We also consider test scores / cognitive aptitude distributions, spot-checking the SAT Math score averages of each demographic slice:
We see that the variances here are generally minimal, with average differences being within or around the 10-pt SAT score range, though some groups with smaller absolute numbers (for example NF category) see higher variance. We therefore assume that this pattern holds through the rest of the data.
What about separations?
We find that the duplicates’ separations are about 1/8 or 12-13% of the total number of separations (Duplicates + uniques), and that they are always higher than the unique records’ separation rates.
The unique+duplicates separate rate shows as 24%, and unique records only shows 22% separations.
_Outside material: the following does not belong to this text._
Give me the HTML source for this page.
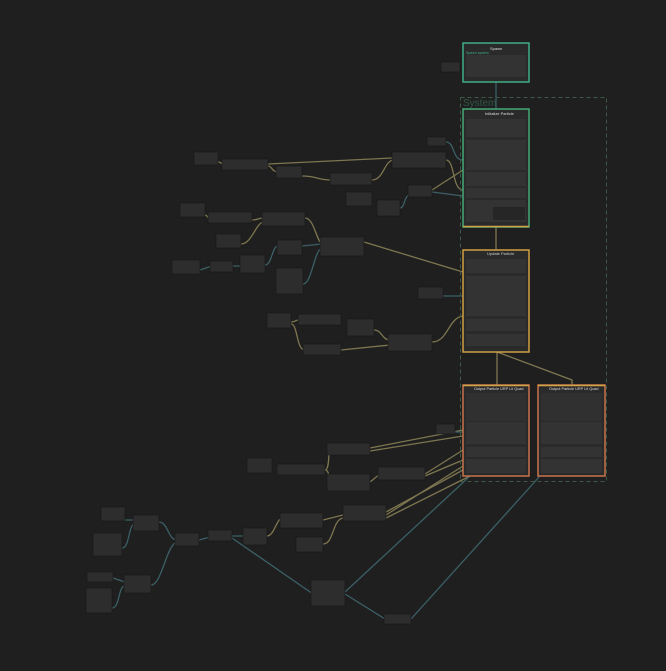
<!DOCTYPE html><html><head><style>html,body{margin:0;padding:0;background:#1f1f1f;width:666px;height:671px;overflow:hidden}svg{display:block}</style></head><body>
<svg width="666" height="671" viewBox="0 0 666 671" xmlns="http://www.w3.org/2000/svg" font-family="Liberation Sans, sans-serif">
<rect width="666" height="671" fill="#1f1f1f"/>
<!-- links -->
<g fill="none" stroke-width="1.3">
<g stroke="#7d7650">
<path d="M218 162 C222 162 220 164 224 164"/>
<path d="M268 166 C272 166 272 172 278 172"/>
<path d="M268 164 L392 158"/>
<path d="M302 176 C318 176 316 180 332 180"/>
<path d="M372 180 C384 180 384 160 394 160"/>
<path d="M446 160 C455 160 452 190 463 190"/>
<path d="M205 215 C208 215 206 218 210 218"/>
<path d="M252 220 C258 220 258 218 264 218"/>
<path d="M241 244 C252 244 256 222 264 222"/>
<path d="M305 218 C314 218 316 240 322 244"/>
<path d="M364 242 L463 272"/>
<path d="M291 322 C296 322 294 320 300 320"/>
<path d="M291 324 C298 324 296 350 305 350"/>
<path d="M341 350 L390 345"/>
<path d="M374 330 C382 330 382 340 390 340"/>
<path d="M432 342 C448 342 448 318 463 316"/>
<path d="M370 448 L463 430"/><path d="M370 451 L463 436"/>
<path d="M325 470 C330 470 328 450 330 448"/><path d="M325 470 C330 470 328 480 330 480"/>
<path d="M370 482 L380 474"/><path d="M425 474 L463 450"/><path d="M425 476 L463 460"/>
<path d="M323 520 L343 515"/><path d="M323 544 C334 544 332 520 343 518"/>
<path d="M267 536 C274 536 276 520 282 518"/>
<path d="M386 512 L463 470"/><path d="M386 515 L463 466"/><path d="M386 518 L470 476"/>
<path d="M496 227 L496 250"/><path d="M497 352 L497 385"/><path d="M497 352 L572 380 L572 385"/>
<path d="M432 190 L463 170"/>
</g>
<g stroke="#3b6066">
<path d="M496 82 L496 109"/>
<path d="M446 142 C455 142 452 160 463 160"/>
<path d="M400 208 C405 208 404 195 410 195"/>
<path d="M432 192 L463 196"/>
<path d="M200 270 L212 266"/><path d="M233 266 L242 266"/>
<path d="M265 265 C272 265 272 246 278 246"/>
<path d="M303 284 C312 284 314 250 322 248"/>
<path d="M302 246 L322 244"/>
<path d="M443 296 L463 296"/>
<path d="M455 432 L463 432"/>
<path d="M125 520 L135 520"/><path d="M122 548 C130 548 128 524 135 524"/>
<path d="M159 522 C168 522 168 540 177 540"/>
<path d="M113 578 L125 582"/><path d="M112 608 C120 608 118 586 125 586"/>
<path d="M151 585 C162 585 166 545 177 542"/>
<path d="M199 540 L210 537"/><path d="M232 536 L244 536"/>
<path d="M232 538 L313 594"/><path d="M345 594 L385 619"/>
<path d="M345 592 L470 476"/><path d="M411 619 L540 476"/>
</g>
</g>
<!-- system box -->
<rect x="460.5" y="97.5" width="146" height="384" fill="none" stroke="#3d5a48" stroke-dasharray="4 3"/>
<text x="463" y="106" font-size="10" fill="#2f5848">System</text>
<!-- contexts -->
<g>
<rect x="463" y="43" width="66" height="39" fill="#2a2a2a" stroke="#3fae86" stroke-width="1.5"/>
<rect x="466" y="55" width="60" height="22" fill="#333"/>
<text x="490" y="50" font-size="4" fill="#ddd">Spawn</text>
<text x="466" y="54" font-size="3.5" fill="#3fae86">Spawn system</text>
<rect x="463" y="109" width="66" height="118" fill="#2a2a2a" stroke="#45a978" stroke-width="1.5"/>
<line x1="463" y1="226.5" x2="529" y2="226.5" stroke="#d2a445" stroke-width="1.5"/>
<text x="485" y="115" font-size="4" fill="#ddd">Initialize Particle</text>
<rect x="466" y="119" width="60" height="18" fill="#333"/><rect x="466" y="140" width="60" height="30" fill="#333"/>
<rect x="466" y="172" width="60" height="14" fill="#333"/><rect x="466" y="188" width="60" height="10" fill="#333"/><rect x="466" y="200" width="60" height="22" fill="#333"/>
<rect x="493" y="207" width="32" height="13" fill="#262626"/>
<rect x="463" y="250" width="66" height="102" fill="#2a2a2a" stroke="#cf9f43" stroke-width="1.5"/>
<text x="487" y="255" font-size="4" fill="#ccc">Update Particle</text>
<rect x="466" y="259" width="60" height="14" fill="#333"/><rect x="466" y="276" width="60" height="40" fill="#333"/><rect x="466" y="319" width="60" height="12" fill="#333"/><rect x="466" y="334" width="60" height="12" fill="#333"/>
<rect x="463" y="385" width="66" height="91" fill="#2a2a2a" stroke="#c8734a" stroke-width="1.5"/>
<line x1="463" y1="385.5" x2="529" y2="385.5" stroke="#d2a445" stroke-width="1.5"/>
<text x="474" y="390" font-size="3.8" fill="#ddd">Output Particle URP Lit Quad</text>
<rect x="466" y="393" width="60" height="28" fill="#303030"/><rect x="466" y="422" width="60" height="22" fill="#333"/><rect x="466" y="447" width="60" height="10" fill="#333"/><rect x="466" y="459" width="60" height="14" fill="#333"/>
<rect x="538" y="385" width="67" height="91" fill="#2a2a2a" stroke="#c8734a" stroke-width="1.5"/>
<line x1="538" y1="385.5" x2="605" y2="385.5" stroke="#d2a445" stroke-width="1.5"/>
<text x="549" y="390" font-size="3.8" fill="#ddd">Output Particle URP Lit Quad</text>
<rect x="541" y="393" width="61" height="28" fill="#303030"/><rect x="541" y="422" width="61" height="22" fill="#333"/><rect x="541" y="447" width="61" height="10" fill="#333"/><rect x="541" y="459" width="61" height="14" fill="#333"/>
</g>
<!-- small nodes -->
<g fill="#2d2d2d" stroke="#151515" stroke-width="0.5">
<rect x="441" y="62" width="19" height="10"/>
<rect x="194" y="152" width="24" height="13"/><rect x="222" y="159" width="46" height="11"/><rect x="276" y="166" width="26" height="12"/><rect x="330" y="173" width="42" height="12"/><rect x="392" y="152" width="54" height="16"/><rect x="427" y="137" width="19" height="9"/><rect x="377" y="200" width="23" height="16"/><rect x="408" y="185" width="24" height="12"/><rect x="346" y="192" width="26" height="14"/>
<rect x="180" y="203" width="25" height="14"/><rect x="208" y="212" width="44" height="11"/><rect x="262" y="212" width="43" height="14"/><rect x="216" y="234" width="25" height="14"/><rect x="240" y="255" width="25" height="18"/><rect x="277" y="240" width="25" height="15"/><rect x="276" y="268" width="27" height="26"/><rect x="320" y="237" width="44" height="19"/><rect x="172" y="260" width="28" height="14"/><rect x="210" y="261" width="23" height="11"/>
<rect x="267" y="313" width="24" height="15"/><rect x="298" y="314" width="43" height="11"/><rect x="347" y="319" width="27" height="17"/><rect x="303" y="344" width="38" height="11"/><rect x="388" y="334" width="44" height="17"/><rect x="418" y="287" width="25" height="12"/>
<rect x="327" y="443" width="43" height="12"/><rect x="247" y="458" width="25" height="15"/><rect x="277" y="464" width="48" height="11"/><rect x="327" y="474" width="43" height="17"/><rect x="378" y="467" width="47" height="13"/><rect x="436" y="424" width="19" height="10"/>
<rect x="101" y="507" width="24" height="14"/><rect x="93" y="533" width="29" height="23"/><rect x="133" y="515" width="26" height="16"/><rect x="175" y="533" width="24" height="13"/><rect x="208" y="530" width="24" height="11"/><rect x="243" y="528" width="24" height="17"/><rect x="280" y="513" width="43" height="15"/><rect x="296" y="537" width="27" height="15"/><rect x="343" y="505" width="43" height="16"/><rect x="87" y="572" width="26" height="10"/><rect x="86" y="588" width="26" height="25"/><rect x="124" y="575" width="27" height="18"/><rect x="311" y="580" width="34" height="26"/><rect x="384" y="614" width="27" height="10"/>
</g>
</svg>
</body></html>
All groups rates move in the same direction (down) from 2-4% once duplicates are removed, but differences remain roughly constant.
We show the adjusted separation rates in the “unique records only” table above. We conclude that they are close enough to not impact directional findings in the analysis or conclusions.
That said, specific numbers related to separations may be impacted. This is especially true because there are still discrepancies in the data which prevent reconciling perfectly to USMA_published figures.
We have identified and investigated a number of discrepancies in the data which was supplied by USMA. While the main error, duplicate records, impacts absolute numbers and a small fraction of rate differences, we conclude it does not change the directional findings of the analyses.
Additionally, we know that there are more errors in the data that we cannot identify, but we assume they are similarly evenly distributed among the records. We will work to account for this and update numbers as we can.
As always, factual corrections, reader insights, and thoughtful criticism are welcome.